Remember the Friends episode where Rachel took up smoking because she felt critical decisions were happening on smoke breaks? She was onto something. Researchers hypothesized that smoke breaks were a key moment of social interaction.

"I think there are many aspects around the workplace that encourage what we might think of as gender-skewed socialization because there are a set of activities that are condoned at work," says Zoe Cullen, an assistant professor at Harvard Business School and co-author of the research. "Smoking breaks is one of them, as is watching sports together or drinking at a bar. I think many work cultures encourage some sets of employees to spend more time together. This seems sensible as the top leadership in most organizations is predominantly male. So when you think about the things they would choose for their setting or what activities they might support, it could unintentionally give preference to men."

Smoking could be one of those activities and is the ultimate schmoozing channel. And men who smoke who also have managers that smoke have more social interactions together—and thus experience a 17% increase in pay over non-smoking males. Again, the researchers employed the standard controls and find that the smokers weren‘t actually out-performing non-smokers and thus more deserving of their pay raises and promotions.

Why this matters

Much of the gender pay gap can be attributed to a difference in promotion rates. How much? About 75% of it by the age of 45, according to one thorough account.
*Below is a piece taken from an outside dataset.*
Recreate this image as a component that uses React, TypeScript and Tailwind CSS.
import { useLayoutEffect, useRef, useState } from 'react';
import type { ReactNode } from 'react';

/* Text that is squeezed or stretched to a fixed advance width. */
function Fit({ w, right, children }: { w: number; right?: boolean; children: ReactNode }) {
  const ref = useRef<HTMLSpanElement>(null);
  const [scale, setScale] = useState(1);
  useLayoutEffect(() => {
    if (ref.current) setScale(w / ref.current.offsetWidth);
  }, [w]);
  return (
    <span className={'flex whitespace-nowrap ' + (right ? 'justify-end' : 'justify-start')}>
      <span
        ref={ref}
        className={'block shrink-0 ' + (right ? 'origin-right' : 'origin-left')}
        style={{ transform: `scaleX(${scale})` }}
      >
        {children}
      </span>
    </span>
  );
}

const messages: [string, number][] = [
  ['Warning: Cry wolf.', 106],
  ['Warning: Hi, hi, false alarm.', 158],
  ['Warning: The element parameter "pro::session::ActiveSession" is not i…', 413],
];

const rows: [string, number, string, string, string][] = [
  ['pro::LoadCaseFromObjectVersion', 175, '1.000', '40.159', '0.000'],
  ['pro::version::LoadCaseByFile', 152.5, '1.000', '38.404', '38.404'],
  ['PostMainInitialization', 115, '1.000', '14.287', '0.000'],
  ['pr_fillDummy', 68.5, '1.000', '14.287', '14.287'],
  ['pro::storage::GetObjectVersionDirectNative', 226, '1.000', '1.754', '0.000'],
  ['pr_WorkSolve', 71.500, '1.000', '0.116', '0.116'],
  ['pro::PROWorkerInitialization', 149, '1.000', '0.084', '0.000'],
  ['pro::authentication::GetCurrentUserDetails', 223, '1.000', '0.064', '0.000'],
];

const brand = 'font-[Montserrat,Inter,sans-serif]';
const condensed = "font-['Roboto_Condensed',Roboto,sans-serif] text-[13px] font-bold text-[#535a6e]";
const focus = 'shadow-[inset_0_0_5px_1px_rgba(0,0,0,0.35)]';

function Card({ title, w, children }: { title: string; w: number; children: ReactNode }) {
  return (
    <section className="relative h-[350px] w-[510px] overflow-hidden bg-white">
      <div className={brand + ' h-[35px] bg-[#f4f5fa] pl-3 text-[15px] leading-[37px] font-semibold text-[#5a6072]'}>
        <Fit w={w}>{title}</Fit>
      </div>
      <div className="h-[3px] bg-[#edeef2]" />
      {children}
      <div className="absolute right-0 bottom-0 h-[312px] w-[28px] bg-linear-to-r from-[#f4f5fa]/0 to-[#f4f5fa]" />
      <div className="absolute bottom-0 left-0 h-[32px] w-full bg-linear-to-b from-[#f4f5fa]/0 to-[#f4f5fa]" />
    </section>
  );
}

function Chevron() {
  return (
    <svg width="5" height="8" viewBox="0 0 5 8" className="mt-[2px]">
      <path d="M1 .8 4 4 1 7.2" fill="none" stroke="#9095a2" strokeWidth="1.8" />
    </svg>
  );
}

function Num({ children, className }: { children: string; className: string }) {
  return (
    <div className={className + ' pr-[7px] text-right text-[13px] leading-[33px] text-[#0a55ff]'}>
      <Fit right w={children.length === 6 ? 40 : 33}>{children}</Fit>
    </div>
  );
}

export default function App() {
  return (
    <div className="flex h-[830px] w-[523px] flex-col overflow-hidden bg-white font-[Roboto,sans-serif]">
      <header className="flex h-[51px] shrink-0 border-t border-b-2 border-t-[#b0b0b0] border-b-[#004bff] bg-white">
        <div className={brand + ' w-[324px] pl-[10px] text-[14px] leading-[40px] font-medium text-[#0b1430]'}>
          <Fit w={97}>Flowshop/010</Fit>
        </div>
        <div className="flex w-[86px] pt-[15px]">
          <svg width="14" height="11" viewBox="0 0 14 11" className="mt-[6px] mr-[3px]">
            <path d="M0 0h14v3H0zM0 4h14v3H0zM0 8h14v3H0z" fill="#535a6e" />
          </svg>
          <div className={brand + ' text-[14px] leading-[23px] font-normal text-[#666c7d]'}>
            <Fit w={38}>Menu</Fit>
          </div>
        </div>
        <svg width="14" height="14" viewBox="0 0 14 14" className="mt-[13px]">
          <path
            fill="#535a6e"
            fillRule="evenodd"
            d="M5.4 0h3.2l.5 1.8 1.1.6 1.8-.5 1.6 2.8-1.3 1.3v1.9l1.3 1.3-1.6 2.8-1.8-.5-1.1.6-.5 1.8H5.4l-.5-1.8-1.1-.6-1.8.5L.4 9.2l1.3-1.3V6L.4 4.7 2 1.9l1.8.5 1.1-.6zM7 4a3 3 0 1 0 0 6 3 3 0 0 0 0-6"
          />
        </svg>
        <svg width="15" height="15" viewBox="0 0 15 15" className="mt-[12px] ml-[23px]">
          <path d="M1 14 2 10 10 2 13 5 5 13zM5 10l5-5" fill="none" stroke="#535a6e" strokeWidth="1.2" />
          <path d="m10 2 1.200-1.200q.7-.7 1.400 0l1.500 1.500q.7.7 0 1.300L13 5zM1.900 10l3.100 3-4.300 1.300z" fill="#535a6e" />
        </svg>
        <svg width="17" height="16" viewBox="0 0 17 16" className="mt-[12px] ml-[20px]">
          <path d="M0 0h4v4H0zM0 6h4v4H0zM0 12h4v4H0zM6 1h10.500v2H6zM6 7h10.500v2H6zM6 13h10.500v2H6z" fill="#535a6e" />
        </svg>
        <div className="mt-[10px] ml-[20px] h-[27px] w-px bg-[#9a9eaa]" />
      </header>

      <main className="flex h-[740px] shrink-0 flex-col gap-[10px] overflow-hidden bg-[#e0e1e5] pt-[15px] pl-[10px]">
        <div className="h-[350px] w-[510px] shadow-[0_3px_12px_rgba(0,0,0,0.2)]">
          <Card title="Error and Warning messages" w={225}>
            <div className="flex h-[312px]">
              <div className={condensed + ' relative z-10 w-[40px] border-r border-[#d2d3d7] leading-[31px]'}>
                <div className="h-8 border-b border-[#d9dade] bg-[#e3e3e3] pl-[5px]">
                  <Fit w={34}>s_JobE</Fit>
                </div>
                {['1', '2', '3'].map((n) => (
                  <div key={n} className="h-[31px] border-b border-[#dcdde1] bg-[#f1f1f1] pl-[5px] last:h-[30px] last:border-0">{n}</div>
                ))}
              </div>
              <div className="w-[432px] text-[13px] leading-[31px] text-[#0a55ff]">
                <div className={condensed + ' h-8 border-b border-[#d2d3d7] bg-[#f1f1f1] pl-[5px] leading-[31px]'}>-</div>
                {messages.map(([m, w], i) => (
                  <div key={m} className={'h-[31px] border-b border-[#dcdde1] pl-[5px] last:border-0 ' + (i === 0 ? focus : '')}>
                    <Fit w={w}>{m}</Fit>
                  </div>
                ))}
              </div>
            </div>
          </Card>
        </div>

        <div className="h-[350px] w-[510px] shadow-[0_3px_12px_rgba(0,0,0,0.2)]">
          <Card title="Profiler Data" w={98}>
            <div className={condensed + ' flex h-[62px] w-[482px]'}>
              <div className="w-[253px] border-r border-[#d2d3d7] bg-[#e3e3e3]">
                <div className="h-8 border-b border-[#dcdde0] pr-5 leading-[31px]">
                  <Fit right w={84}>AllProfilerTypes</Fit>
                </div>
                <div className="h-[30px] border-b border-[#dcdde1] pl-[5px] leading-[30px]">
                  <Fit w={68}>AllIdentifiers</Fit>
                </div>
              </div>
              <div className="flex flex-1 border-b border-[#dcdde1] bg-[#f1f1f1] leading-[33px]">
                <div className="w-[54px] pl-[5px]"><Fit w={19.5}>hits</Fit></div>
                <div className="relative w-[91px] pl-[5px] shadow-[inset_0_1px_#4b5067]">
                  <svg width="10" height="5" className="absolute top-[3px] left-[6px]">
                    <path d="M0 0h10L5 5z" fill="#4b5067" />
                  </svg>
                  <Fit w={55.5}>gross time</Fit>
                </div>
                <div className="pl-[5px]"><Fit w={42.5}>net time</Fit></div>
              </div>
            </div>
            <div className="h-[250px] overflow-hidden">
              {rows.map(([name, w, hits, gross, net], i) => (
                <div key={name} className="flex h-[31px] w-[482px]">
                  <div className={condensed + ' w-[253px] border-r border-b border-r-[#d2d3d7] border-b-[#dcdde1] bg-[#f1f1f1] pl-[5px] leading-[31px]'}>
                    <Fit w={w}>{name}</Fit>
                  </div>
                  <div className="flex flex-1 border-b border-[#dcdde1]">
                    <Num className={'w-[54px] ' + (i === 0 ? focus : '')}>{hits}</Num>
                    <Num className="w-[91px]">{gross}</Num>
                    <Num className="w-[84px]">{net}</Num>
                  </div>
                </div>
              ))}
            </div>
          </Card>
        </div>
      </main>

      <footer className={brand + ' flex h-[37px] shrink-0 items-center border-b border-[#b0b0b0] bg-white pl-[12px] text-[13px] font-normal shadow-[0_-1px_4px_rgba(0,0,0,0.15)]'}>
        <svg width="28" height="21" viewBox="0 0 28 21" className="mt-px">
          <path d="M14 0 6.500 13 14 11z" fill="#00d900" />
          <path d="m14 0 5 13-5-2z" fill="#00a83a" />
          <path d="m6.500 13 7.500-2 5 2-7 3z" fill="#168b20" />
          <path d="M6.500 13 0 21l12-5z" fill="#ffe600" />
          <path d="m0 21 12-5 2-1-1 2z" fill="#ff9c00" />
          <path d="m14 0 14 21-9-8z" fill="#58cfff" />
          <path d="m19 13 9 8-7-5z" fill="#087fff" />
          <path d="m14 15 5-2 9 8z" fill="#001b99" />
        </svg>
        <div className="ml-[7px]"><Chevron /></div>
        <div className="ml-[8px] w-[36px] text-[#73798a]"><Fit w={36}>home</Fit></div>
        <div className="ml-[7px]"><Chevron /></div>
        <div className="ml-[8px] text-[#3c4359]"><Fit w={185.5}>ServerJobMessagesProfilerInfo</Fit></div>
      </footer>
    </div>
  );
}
But what if the male-to-male advantage were removed? The study calculates the economic magnitude of the findings and predicts that about 40% of the pay gap would be removed if the male-to-male promotion advantage were removed. Is making significant inroads on closing the gender pay gap as simple as being more mindful of who people‘s managers are?

That could be a start. But, compounding the gender pay gap are cultural norms and differences between Western and Eastern cultures. In fact, the particular firm examined in the report had an almost equal distribution of employees between one region more heavily influenced by communist ideas and another more influenced by European colonization. The more "westernized" portion of the business had a gender pay gap that was 39% higher than the more "eastern" portion of the business—consistent with the idea that stronger gender norms exist in western cultures.
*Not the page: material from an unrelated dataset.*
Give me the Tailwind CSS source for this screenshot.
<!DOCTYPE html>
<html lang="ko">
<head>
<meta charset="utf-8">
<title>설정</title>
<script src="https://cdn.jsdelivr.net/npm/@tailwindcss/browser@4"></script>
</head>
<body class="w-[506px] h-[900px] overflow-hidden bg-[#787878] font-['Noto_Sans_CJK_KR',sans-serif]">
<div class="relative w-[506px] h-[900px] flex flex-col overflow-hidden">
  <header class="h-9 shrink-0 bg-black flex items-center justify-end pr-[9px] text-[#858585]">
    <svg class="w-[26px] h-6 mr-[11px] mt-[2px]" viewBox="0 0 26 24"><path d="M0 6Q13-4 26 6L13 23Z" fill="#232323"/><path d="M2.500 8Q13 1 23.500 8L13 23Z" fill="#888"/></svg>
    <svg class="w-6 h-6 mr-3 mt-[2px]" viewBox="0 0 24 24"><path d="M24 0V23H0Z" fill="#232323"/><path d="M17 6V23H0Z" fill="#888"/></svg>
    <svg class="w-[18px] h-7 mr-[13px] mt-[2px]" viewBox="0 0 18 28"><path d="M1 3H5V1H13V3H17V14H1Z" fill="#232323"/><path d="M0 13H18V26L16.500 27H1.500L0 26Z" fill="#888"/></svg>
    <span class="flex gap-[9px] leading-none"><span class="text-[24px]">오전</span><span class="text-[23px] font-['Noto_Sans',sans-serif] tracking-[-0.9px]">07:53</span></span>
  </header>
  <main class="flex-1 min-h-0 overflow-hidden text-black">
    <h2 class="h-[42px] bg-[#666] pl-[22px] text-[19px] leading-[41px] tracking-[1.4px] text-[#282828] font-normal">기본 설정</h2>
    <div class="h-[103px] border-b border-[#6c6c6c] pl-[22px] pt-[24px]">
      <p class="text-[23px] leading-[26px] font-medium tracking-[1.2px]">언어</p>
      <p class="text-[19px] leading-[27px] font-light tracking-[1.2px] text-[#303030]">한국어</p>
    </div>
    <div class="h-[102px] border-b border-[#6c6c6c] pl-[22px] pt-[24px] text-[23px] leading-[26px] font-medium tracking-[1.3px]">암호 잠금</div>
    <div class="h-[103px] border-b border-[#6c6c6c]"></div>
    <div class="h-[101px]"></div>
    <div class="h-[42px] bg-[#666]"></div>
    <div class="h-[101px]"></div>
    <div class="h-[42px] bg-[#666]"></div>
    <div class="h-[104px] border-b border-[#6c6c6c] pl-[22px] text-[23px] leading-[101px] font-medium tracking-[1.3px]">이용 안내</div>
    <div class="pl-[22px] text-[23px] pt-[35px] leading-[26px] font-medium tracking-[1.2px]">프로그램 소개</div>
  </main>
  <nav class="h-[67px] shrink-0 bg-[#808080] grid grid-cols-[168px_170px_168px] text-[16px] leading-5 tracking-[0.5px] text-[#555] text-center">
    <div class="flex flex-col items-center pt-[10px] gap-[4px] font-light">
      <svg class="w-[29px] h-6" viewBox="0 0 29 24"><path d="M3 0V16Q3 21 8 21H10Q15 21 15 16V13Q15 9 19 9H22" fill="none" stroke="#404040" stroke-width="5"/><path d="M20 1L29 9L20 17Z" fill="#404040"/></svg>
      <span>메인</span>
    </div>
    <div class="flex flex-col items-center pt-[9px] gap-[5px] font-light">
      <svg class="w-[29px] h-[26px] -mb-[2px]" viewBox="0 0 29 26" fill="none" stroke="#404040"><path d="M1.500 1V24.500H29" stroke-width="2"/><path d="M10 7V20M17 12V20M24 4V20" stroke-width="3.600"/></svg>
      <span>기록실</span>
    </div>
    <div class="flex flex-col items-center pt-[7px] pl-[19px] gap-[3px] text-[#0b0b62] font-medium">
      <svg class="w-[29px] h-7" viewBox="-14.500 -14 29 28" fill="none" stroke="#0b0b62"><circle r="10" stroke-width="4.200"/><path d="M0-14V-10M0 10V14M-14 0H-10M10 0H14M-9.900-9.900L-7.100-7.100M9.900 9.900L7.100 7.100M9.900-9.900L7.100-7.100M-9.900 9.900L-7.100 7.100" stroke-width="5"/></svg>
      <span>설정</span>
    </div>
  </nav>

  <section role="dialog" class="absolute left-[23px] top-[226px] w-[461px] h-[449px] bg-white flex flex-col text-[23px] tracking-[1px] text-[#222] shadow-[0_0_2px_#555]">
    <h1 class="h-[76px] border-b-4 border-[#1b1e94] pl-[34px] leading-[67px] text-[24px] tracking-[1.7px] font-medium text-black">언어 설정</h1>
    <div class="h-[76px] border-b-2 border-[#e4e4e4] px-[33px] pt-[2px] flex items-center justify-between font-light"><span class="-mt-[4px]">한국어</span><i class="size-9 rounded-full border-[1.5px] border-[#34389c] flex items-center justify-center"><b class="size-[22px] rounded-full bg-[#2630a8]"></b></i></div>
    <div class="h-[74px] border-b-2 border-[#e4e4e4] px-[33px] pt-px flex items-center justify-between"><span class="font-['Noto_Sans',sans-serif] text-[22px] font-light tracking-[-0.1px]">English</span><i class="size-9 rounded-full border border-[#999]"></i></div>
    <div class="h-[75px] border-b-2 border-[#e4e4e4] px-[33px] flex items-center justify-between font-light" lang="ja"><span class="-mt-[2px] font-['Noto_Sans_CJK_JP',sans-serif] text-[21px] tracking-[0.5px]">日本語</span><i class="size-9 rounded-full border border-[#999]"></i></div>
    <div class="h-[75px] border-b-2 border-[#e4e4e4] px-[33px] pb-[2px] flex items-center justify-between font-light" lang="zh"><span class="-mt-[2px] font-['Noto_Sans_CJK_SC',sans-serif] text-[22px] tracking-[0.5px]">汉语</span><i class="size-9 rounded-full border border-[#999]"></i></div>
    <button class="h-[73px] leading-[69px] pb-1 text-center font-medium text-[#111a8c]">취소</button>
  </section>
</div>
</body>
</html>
What teams can do to even the playing field

A great place to start is a more diverse representation for those who decide what the team-building activities are going to be. "I had a student working at a large consulting company," says Cullen, "and the team would get a pool of money for team building, and they would vote on how to spend it. Because she was always in the minority as a woman, a consequence was that the activities tended to be geared toward men. It‘s easy to see how it happened." Therefore, companies can help mitigate this by placing more diverse people on committees.

Be smart about who goes into the office (and when they do so) under hybrid working. The research found that the promotional benefit men enjoy under male managers is not found when they are not working in close proximity. "A study by Nick Bloom and co-authors looked at promotion rates among home workers and found that even when they were doing better in performance metrics, they weren‘t getting promoted as often as those who didn‘t work from home. Promotion rates are heavily boosted by having face-to-face interaction," says Cullen. Knowing this, how are you arranging for teams to be in person?
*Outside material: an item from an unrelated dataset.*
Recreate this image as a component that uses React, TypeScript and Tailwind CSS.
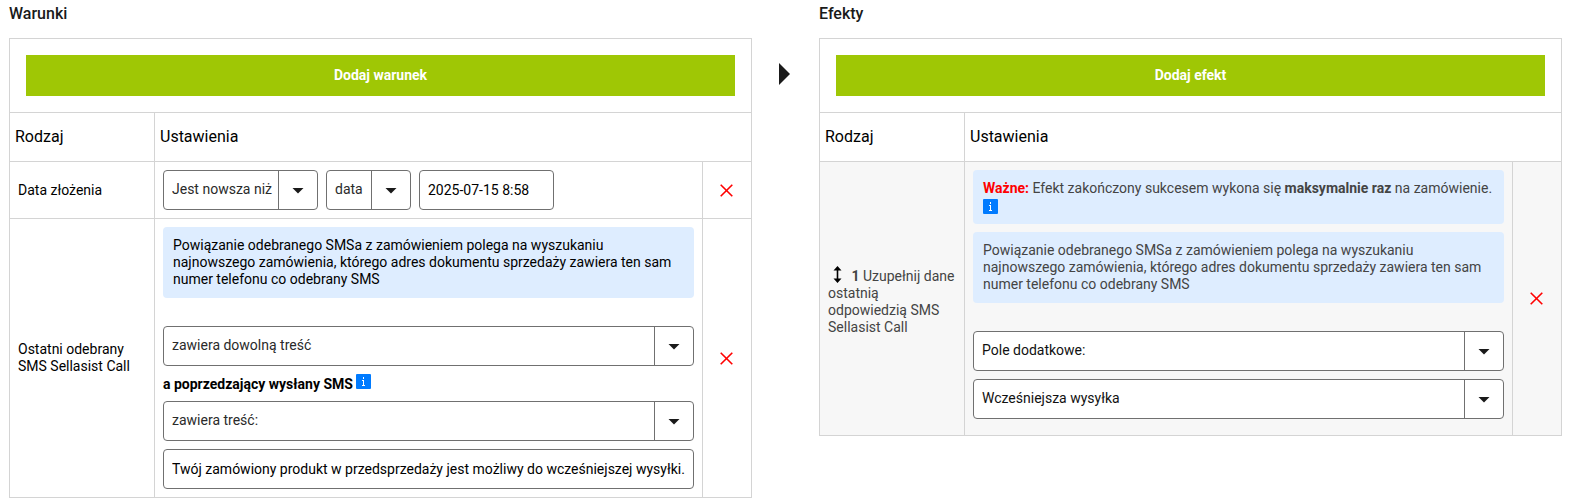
import React, { useState } from 'react';

interface SelectBoxProps {
  label: string;
  options: string[];
  className?: string;
  textClassName?: string;
}

const smsInfo =
  'Powiązanie odebranego SMSa z zamówieniem polega na wyszukaniu najnowszego zamówienia, którego adres dokumentu sprzedaży zawiera ten sam numer telefonu co odebrany SMS';

function SelectBox({ label, options, className = 'w-full', textClassName = 'text-[#2a2a2a]' }: SelectBoxProps) {
  return (
    <div className={`flex h-10 overflow-hidden rounded border border-[#707070] bg-white ${className}`}>
      <select
        aria-label={label}
        className={`min-w-0 flex-1 appearance-none bg-transparent pb-0.5 pl-2 outline-none ${textClassName}`}
      >
        {options.map((option) => (
          <option key={option}>{option}</option>
        ))}
      </select>
      <span className="pointer-events-none flex w-[39px] shrink-0 items-center justify-center border-l border-[#707070] pt-0.5">
        <svg width="12" height="6" viewBox="0 0 12 6" fill="#1a1a1a" aria-hidden="true">
          <path d="M.5 0h11L6 5.5z" />
        </svg>
      </span>
    </div>
  );
}

function TextBox({ label, initial, className }: { label: string; initial: string; className: string }) {
  const [value, setValue] = useState(initial);

  return (
    <input
      type="text"
      aria-label={label}
      value={value}
      onChange={(e) => setValue(e.target.value)}
      className={`h-10 rounded border border-[#707070] bg-white px-2 text-black outline-none ${className}`}
    />
  );
}

function InfoIcon({ className = '' }: { className?: string }) {
  return (
    <svg width="15" height="15" viewBox="0 0 15 15" className={className} role="img" aria-label="Informacja">
      <rect width="15" height="15" rx="1" fill="#007bff" />
      <path d="M7 3h1v2H7zM6 6h2v5h1v1H6v-1h1V7H6z" fill="#fff" />
    </svg>
  );
}

function InfoBox({ children }: { children: React.ReactNode }) {
  return <div className="rounded bg-[#deedff] p-2.5">{children}</div>;
}

function MoveIcon() {
  return (
    <svg width="20" height="23" viewBox="0 0 20 23" className="inline-block align-text-bottom" aria-hidden="true">
      <path d="M9.5 5L13.5 9.5H10.3V17.5H13.5L9.5 22L5.5 17.5H8.7V9.5H5.5z" fill="#000" />
    </svg>
  );
}

function RemoveCell() {
  return (
    <td className="border border-[#d4d4d4] text-center">
      <button type="button" aria-label="Usuń" className="inline-flex align-middle">
        <svg width="14" height="14" viewBox="0 0 14 14" stroke="#f00" strokeWidth="1.6" aria-hidden="true">
          <path d="M.7.7l11.6 11.6M12.3.7L.7 12.3" />
        </svg>
      </button>
    </td>
  );
}

interface RulePanelProps {
  title: string;
  action: string;
  children: React.ReactNode;
}

function RulePanel({ title, action, children }: RulePanelProps) {
  return (
    <section>
      <h2 className="mb-2.5 text-base leading-7 font-medium text-[#1a1a1a]">{title}</h2>
      <table className="w-full table-fixed border-collapse border border-[#d4d4d4] text-black">
        <colgroup>
          <col className="w-[145px]" />
          <col />
          <col className="w-[49px]" />
        </colgroup>
        <thead>
          <tr>
            <td colSpan={3} className="border border-[#d4d4d4] p-4">
              <button type="button" className="block h-[41px] w-full bg-[#9fc705] font-bold text-white">
                {action}
              </button>
            </td>
          </tr>
          <tr className="h-[49px] text-left text-base">
            <th className="border border-[#d4d4d4] px-[5px] font-normal">Rodzaj</th>
            <th colSpan={2} className="border border-[#d4d4d4] px-[5px] font-normal">
              Ustawienia
            </th>
          </tr>
        </thead>
        <tbody>{children}</tbody>
      </table>
    </section>
  );
}

export default function App() {
  return (
    <main className="grid grid-cols-[1fr_67px_1fr] items-start bg-white pr-[7px] pl-[9px] font-[Roboto,sans-serif] text-sm leading-[17px]">
      <RulePanel title="Warunki" action="Dodaj warunek">
        <tr>
          <td className="border border-[#d4d4d4] p-2">Data złożenia</td>
          <td className="border border-[#d4d4d4] p-2">
            <div className="flex gap-2">
              <SelectBox label="Porównanie daty" options={['Jest nowsza niż', 'Jest starsza niż']} className="w-[155px]" />
              <SelectBox label="Typ daty" options={['data', 'dni']} className="w-[85px]" />
              <TextBox label="Data złożenia" initial="2025-07-15 8:58" className="w-[135px]" />
            </div>
          </td>
          <RemoveCell />
        </tr>
        <tr>
          <td className="border border-[#d4d4d4] p-2">Ostatni odebrany SMS Sellasist Call</td>
          <td className="border border-[#d4d4d4] p-2">
            <InfoBox>{smsInfo}</InfoBox>
            <div className="mt-7">
              <SelectBox label="Odebrany SMS" options={['zawiera dowolną treść', 'zawiera treść:']} />
            </div>
            <div className="flex h-[35px] items-center gap-[3px] pt-0.5">
              <strong className="font-bold">a poprzedzający wysłany SMS</strong>
              <InfoIcon className="mb-1.5" />
            </div>
            <div className="flex flex-col gap-2">
              <SelectBox label="Poprzedzający wysłany SMS" options={['zawiera treść:', 'zawiera dowolną treść']} />
              <TextBox
                label="Treść SMS"
                initial="Twój zamówiony produkt w przedsprzedaży jest możliwy do wcześniejszej wysyłki."
                className="w-full"
              />
            </div>
          </td>
          <RemoveCell />
        </tr>
      </RulePanel>

      <div className="flex justify-center pt-[63px]">
        <svg width="13" height="22" viewBox="0 0 13 22" fill="#1a1a1a" aria-hidden="true">
          <path d="M0 0l11 11L0 22z" />
        </svg>
      </div>

      <RulePanel title="Efekty" action="Dodaj efekt">
        <tr className="bg-[#f7f7f7] text-[#444]">
          <td className="border border-[#d4d4d4] p-2">
            <MoveIcon /> <strong className="font-bold">1</strong> Uzupełnij dane ostatnią odpowiedzią SMS Sellasist Call
          </td>
          <td className="border border-[#d4d4d4] px-2 pt-2 pb-4">
            <div className="flex flex-col gap-2">
              <InfoBox>
                <strong className="font-bold text-[#f00]">Ważne:</strong> Efekt zakończony sukcesem wykona się{' '}
                <strong className="font-bold">maksymalnie raz</strong> na zamówienie.
                <InfoIcon className="mt-0.5" />
              </InfoBox>
              <InfoBox>{smsInfo}</InfoBox>
            </div>
            <div className="mt-7 flex flex-col gap-2">
              <SelectBox label="Pole" options={['Pole dodatkowe:']} textClassName="text-[#111]" />
              <SelectBox label="Pole dodatkowe" options={['Wcześniejsza wysyłka']} textClassName="text-[#111]" />
            </div>
          </td>
          <RemoveCell />
        </tr>
      </RulePanel>
    </main>
  );
}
Learn a lesson from parts of the business where the gender pay gap is less. What are their attitudes? What are their promotional practices? What are they doing differently that is leading to more equality?

For leaders, be more systematic in who you give important tasks to. "Possibly because of salience bias, when thinking about who to give a task to or who to talk to about an important issue, you just turn to the person you think of first. As a consequence, the right-hand person might be the person you spend social time with," says Cullen.

Will remote working mean the end of the old boys club?

"Maybe this is wishful thinking on my part, but my honest prediction is that if—to the extent that things remain remote and flexible—it will, on average, push toward being democratizing," predicts Cullen. "The reason I think that is, while smoking is one example, we also know that taller men tend to get preference. Or you really can‘t go drinking together. You just won‘t even know if the person you are talking to is a big, strong man or not. Remote working will hide the superficial signals that we get about who we are working with."

Perhaps this shift is the beginning of the end of traditionally male-dominated patterns of reward. Further areas of research into quiet leadership, shifting leadership signals, and who gets rewarded, and how in a remote world will continue to shed light on the actions we need to take on the road to equality.